What makes a 20-inch brown trout so hard to catch?
A 20-inch brown is hard to catch because it didn't get big by being easy. To reach that length in a Southern river, a brown trout has to survive multiple years of high water, drought, herons, otters, and every fly that's drifted past it. The fish that make it become predators — they switch from eating bugs all day to eating other fish at specific times, they claim the most defensible lie in the run, and they shut down completely when the conditions are wrong.
Three things define a true trophy brown and explain why the standard "match the hatch and dead-drift a nymph" approach so rarely produces one:
- They're predators, not grazers. A 12-inch trout eats midges and mayflies all day. A 20-inch brown eats sculpins, smaller trout, crayfish, and the occasional mouse. Big meals, fewer times per day. You have to fish to the predator.
- They feed on their own schedule. Trophy browns are crepuscular and nocturnal — they do their serious hunting at dawn, dusk, after dark, and under heavy cloud cover. The middle of a bluebird day is their nap time.
- They own the best real estate.
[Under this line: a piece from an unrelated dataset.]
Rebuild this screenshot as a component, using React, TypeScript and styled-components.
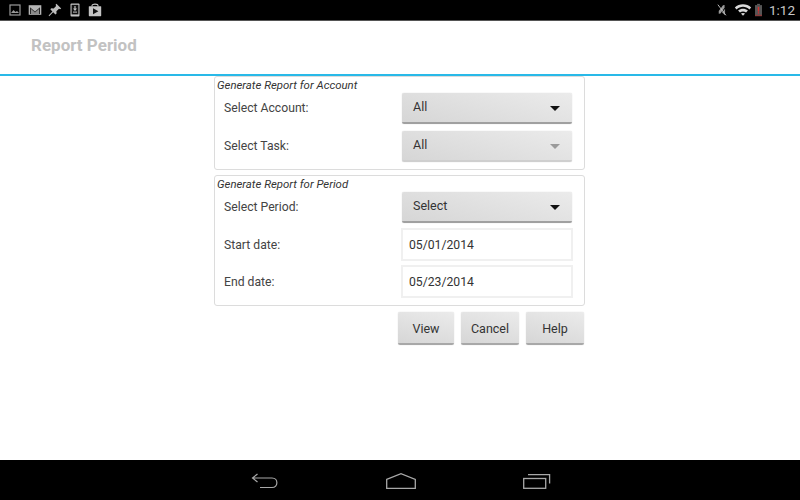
import styled, { createGlobalStyle } from "styled-components";

const GlobalStyle = createGlobalStyle`
  html, body {
    margin: 0;
    padding: 0;
    background: #fff;
    font-family: Roboto, "Liberation Sans", sans-serif;
  }
`;

function Dropdown({ value, disabled }: { value: string; disabled?: boolean }) {
  return (
    <SelectBox $disabled={disabled}>
      <span>{value}</span>
      <Caret $disabled={disabled} />
    </SelectBox>
  );
}

function App() {
  return (
    <Screen>
      <GlobalStyle />
      <StatusBar>
        <StatusIcons>
          {/* picture */}
          <svg width="12" height="12" viewBox="0 0 12 12">
            <rect x="1" y="1" width="10" height="10" fill="none" stroke="#9a9a9a" strokeWidth="1.2" />
            <path d="M2 9 L4.5 6 L6.5 8 L8 7 L10 9 Z" fill="#9a9a9a" />
          </svg>
          {/* mail */}
          <svg width="14" height="12" viewBox="0 0 14 12">
            <rect x="0.7" y="1.2" width="12.6" height="9.6" fill="#b5b5b5" />
            <path d="M2 3.2 L7 7.4 L12 3.2 L12 10 L2 10 Z" fill="#2b2b2b" />
            <path d="M3 10 L3 5 L7 8.6 L11 5 L11 10 Z" fill="#8c8c8c" />
          </svg>
          {/* pin */}
          <PinIcon width="14" height="14" viewBox="0 0 14 14">
            <path
              d="M8.4 0.8 L13.2 5.4 L12.1 6.3 L11 5.8 L8.4 8.2 L8.6 10.6 L7.4 11.6 L5.2 9.3 L1.2 13.2 L0.6 12.6 L4.4 8.5 L2.3 6.3 L3.4 5.2 L5.7 5.5 L8.1 2.9 L7.6 1.7 Z"
              fill="#bdbdbd"
            />
          </PinIcon>
          {/* phone download */}
          <PhoneIcon width="10" height="14" viewBox="0 0 10 14">
            <rect x="0.5" y="0.5" width="9" height="13" rx="1" fill="#c4c4c4" />
            <rect x="1.6" y="1.8" width="6.8" height="9.6" fill="#111" />
            <path d="M4.4 3 H5.6 V5.6 H7 L5 8 L3 5.6 H4.4 Z" fill="#c4c4c4" />
            <rect x="3" y="8.6" width="4" height="1" fill="#c4c4c4" />
          </PhoneIcon>
          {/* play store bag */}
          <BagIcon width="14" height="14" viewBox="0 0 14 14">
            <path d="M4 3.5 V2.6 C4 0.6 10 0.6 10 2.6 V3.5" fill="none" stroke="#c4c4c4" strokeWidth="1.1" />
            <rect x="0.8" y="3.2" width="12.4" height="10" rx="0.6" fill="#c4c4c4" />
            <path d="M5 5.2 L10.4 8.2 L5 11.2 Z" fill="#111" />
          </BagIcon>
        </StatusIcons>
        <StatusRight>
          {/* muted vibrate */}
          <svg width="12" height="14" viewBox="0 0 14 14">
            <path d="M3.2 11.5 L3.2 8.2 L8.2 1.6 L10 1.2 L10 4.4 L5.2 11.2 Z" fill="#9a9a9a" />
            <path d="M10.6 5.4 L10.6 13 L7 9.8 Z" fill="#8a8a8a" />
            <path d="M2.2 0.8 L11.6 13.2" stroke="#c0c0c0" strokeWidth="1.1" />
          </svg>
          {/* wifi */}
          <WifiIcon width="18" height="12" viewBox="0 0 15 11">
            <path d="M0 3.2 C4 -0.8 11 -0.8 15 3.2 L13.4 5 C10 1.8 5 1.8 1.6 5 Z" fill="#d8d8d8" />
            <path d="M3 6 C5.6 3.8 9.4 3.8 12 6 L10.3 7.8 C8.6 6.5 6.4 6.5 4.7 7.8 Z" fill="#d8d8d8" />
            <path d="M5.6 8.7 C6.7 8 8.3 8 9.4 8.7 L7.5 10.8 Z" fill="#d8d8d8" />
          </WifiIcon>
          {/* low battery */}
          <BatteryIcon width="7" height="14" viewBox="0 0 8 14">
            <rect x="2.4" y="0" width="3.2" height="1.4" fill="#5c5c5c" />
            <rect x="0" y="1.4" width="8" height="12.6" fill="#555" />
            <rect x="0" y="12.4" width="8" height="1.6" fill="#8a3a3a" />
            <rect x="3.2" y="3.4" width="1.6" height="5.4" fill="#d32f2f" />
            <rect x="3.2" y="9.6" width="1.6" height="1.5" fill="#d32f2f" />
          </BatteryIcon>
          <Clock>1:12</Clock>
        </StatusRight>
      </StatusBar>

      <Header>
        <HeaderTitle>Report Period</HeaderTitle>
      </Header>

      <Content>
        <Group $height={94}>
          <GroupTitle>Generate Report for Account</GroupTitle>
          <Row>
            <Label>Select Account:</Label>
            <Dropdown value="All" />
          </Row>
          <Row>
            <Label>Select Task:</Label>
            <Dropdown value="All" disabled />
          </Row>
        </Group>

        <Group $height={131}>
          <GroupTitle>Generate Report for Period</GroupTitle>
          <Row>
            <Label>Select Period:</Label>
            <Dropdown value="Select" />
          </Row>
          <InputRow>
            <Label>Start date:</Label>
            <DateField>05/01/2014</DateField>
          </InputRow>
          <InputRow>
            <Label>End date:</Label>
            <DateField>05/23/2014</DateField>
          </InputRow>
        </Group>

        <Actions>
          <ActionButton $width={56}>View</ActionButton>
          <ActionButton $width={58}>Cancel</ActionButton>
          <ActionButton $width={58}>Help</ActionButton>
        </Actions>
      </Content>

      <NavBar>
        <svg width="28" height="16" viewBox="0 0 28 16">
          <path
            d="M6.5 1 L1.5 5 L6.5 9 M1.5 5 H21 C27.5 5 27.5 14.5 21 14.5 H9"
            fill="none"
            stroke="#a8a8a8"
            strokeWidth="1.2"
          />
        </svg>
        <svg width="30" height="16" viewBox="0 0 30 16">
          <path d="M0.7 6.4 L15 0.7 L29.3 6.4 V15.3 H0.7 Z" fill="none" stroke="#a8a8a8" strokeWidth="1.3" />
        </svg>
        <svg width="28" height="16" viewBox="0 0 28 16">
          <rect x="0.7" y="5.5" width="22" height="9.8" fill="none" stroke="#a8a8a8" strokeWidth="1.3" />
          <path d="M5 1.6 H26.6 V10.5" fill="none" stroke="#a8a8a8" strokeWidth="1.3" />
        </svg>
      </NavBar>
    </Screen>
  );
}

const Screen = styled.div`
  width: 800px;
  height: 500px;
  display: flex;
  flex-direction: column;
  overflow: hidden;
  background: #fff;
`;

const StatusBar = styled.div`
  height: 20px;
  flex: none;
  display: flex;
  align-items: center;
  justify-content: space-between;
  padding: 0 5px 0 9px;
  background: #000;
  border-bottom: 1px solid #555;
`;

const StatusIcons = styled.div`
  display: flex;
  align-items: center;
  gap: 7px;
`;

const PinIcon = styled.svg`
  margin-left: -1px;
`;

const PhoneIcon = styled.svg`
  margin-left: 1px;
`;

const BagIcon = styled.svg`
  margin-left: 1px;
`;

const StatusRight = styled.div`
  display: flex;
  align-items: center;
`;

const WifiIcon = styled.svg`
  margin-left: 6px;
`;

const BatteryIcon = styled.svg`
  margin-left: 3px;
`;

const Clock = styled.span`
  font-size: 13.5px;
  color: #c8c8c8;
  margin-left: 7px;
`;

const Header = styled.div`
  height: 53px;
  flex: none;
  display: flex;
  align-items: center;
  padding-left: 31px;
  border-bottom: 2px solid #29b9e8;
`;

const HeaderTitle = styled.div`
  font-size: 17px;
  font-weight: 700;
  color: #c2c2c2;
  margin-bottom: 5px;
`;

const Content = styled.div`
  flex: 1;
  display: flex;
  flex-direction: column;
  width: 371px;
  margin-left: 214px;
`;

const Group = styled.div<{ $height: number }>`
  box-sizing: border-box;
  height: ${(p) => p.$height}px;
  margin-bottom: 5px;
  border: 1px solid #dcdcdc;
  border-radius: 3px;
  display: flex;
  flex-direction: column;
`;

const GroupTitle = styled.div`
  font-size: 11.4px;
  font-style: italic;
  color: #333;
  height: 12px;
  line-height: 17px;
  padding-left: 2px;
`;

const Row = styled.div`
  display: flex;
  flex: none;
  align-items: center;
  justify-content: space-between;
  height: 38px;
  padding: 0 12px 0 9px;
`;

const InputRow = styled(Row)`
  height: 37px;
  padding-right: 11px;
`;

const Label = styled.div`
  font-size: 12.2px;
  color: #444;
`;

const SelectBox = styled.div<{ $disabled?: boolean }>`
  box-sizing: border-box;
  width: 170px;
  height: 31px;
  display: flex;
  align-items: center;
  justify-content: space-between;
  padding: 0 12px 1px 11px;
  font-size: 12.5px;
  color: #333;
  background: linear-gradient(195deg, #ebebeb, #d6d6d6);
  border-radius: 2px;
  border-bottom: 2px solid ${(p) => (p.$disabled ? "#cfcfcf" : "#a0a0a0")};
  box-shadow: 0 0 1px #bdbdbd;
`;

const Caret = styled.i<{ $disabled?: boolean }>`
  width: 0;
  height: 0;
  margin-top: 3px;
  border-left: 5.5px solid transparent;
  border-right: 5.5px solid transparent;
  border-top: 5px solid ${(p) => (p.$disabled ? "#9a9a9a" : "#111")};
`;

const DateField = styled.div`
  box-sizing: border-box;
  width: 172px;
  height: 33px;
  display: flex;
  align-items: center;
  padding-left: 6px;
  font-size: 12.2px;
  color: #333;
  background: #fff;
  border: 2px solid #f0f0f0;
`;

const Actions = styled.div`
  display: flex;
  justify-content: flex-end;
  gap: 7px;
  margin-top: 1px;
  padding-right: 1px;
`;

const ActionButton = styled.div<{ $width: number }>`
  box-sizing: border-box;
  width: ${(p) => p.$width}px;
  height: 33px;
  padding-top: 1px;
  display: flex;
  align-items: center;
  justify-content: center;
  font-size: 12.5px;
  color: #333;
  background: linear-gradient(195deg, #ebebeb, #d6d6d6);
  border-radius: 2px;
  border-bottom: 2px solid #a8a8a8;
  box-shadow: 0 0 1px #bdbdbd;
`;

const NavBar = styled.div`
  height: 40px;
  flex: none;
  display: flex;
  align-items: center;
  justify-content: center;
  gap: 107px;
  background: #000;
  padding: 2px 0 0 1px;
  box-sizing: border-box;
`;

export default App;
The biggest brown in a run holds in the spot with the most cover, the deepest water, and the best ambush angle. You have to put the fly into that exact lie, not just somewhere in the river.
Get those three things right and the rest of this guide is about execution.
When is the best time to catch a big brown trout?
The best time to catch a big brown trout is the pre-spawn window in October and November, with low-light hours (dawn, dusk, and overcast days) producing year-round. Browns spawn in late fall, and in the weeks beforehand they feed aggressively to pack on weight and stake out spawning territory. They lose some of their caution, they chase streamers, and the biggest fish of the year come to the net in this window.
Here's how the year breaks down for trophy browns in North Georgia:
| Window | Conditions | Why it produces | Best method |
|---|---|---|---|
| Oct–Nov (pre-spawn) | Cooling water, shorter days | Browns feed hard and turn aggressive before spawning | Big articulated streamers |
| Dec–Feb (winter) | Cold, low, clear | Low pressure; midday warm spells trigger feeds | Streamers on overcast days; deep nymphs |
| Mar–May (spring) | Warming, hatches building | Post-spawn recovery, then heavy bug activity | Streamers + large nymphs |
| Jun–Sep (summer) | Warm, low light at edges | Dawn/dusk feeding; midday shuts down | Early/late streamers, mouse patterns at night |
Within any of those windows, the single most reliable variable is light. Big browns hate bright sun. An overcast day in any month fishes like the magic hour all day long, and the first and last 90 minutes of daylight are worth more than the entire middle of the day. If you can only fish a few hours, fish the edges. The pre-spawn streamer bite for Toccoa trophy browns is the clearest example of this in our area — the same fish that ignore you in September will eat a six-inch fly in late October.
Where do you find water that grows 20-inch browns?
You find trophy browns in water that's cold, stable, food-rich, and deep enough to hold a big fish through low water — and that's a much shorter list than the rivers that simply hold trout. A stocked stretch full of 10-inch rainbows will almost never give up a 20-inch wild brown, because the conditions that grow a fish that large just aren't there.
What to look for:
- Cold, stable water year-round. Browns grow fastest in water that stays in the 50s and low 60s. Tailwaters and spring-fed/limestone-influenced rivers hold those temps when freestone creeks blow out warm in summer.
- A rich food base. More sowbugs, scuds, crayfish, and baitfish means faster growth. Limestone-influenced water (rare in the Southeast) carries a heavier bug load than acidic mountain streams.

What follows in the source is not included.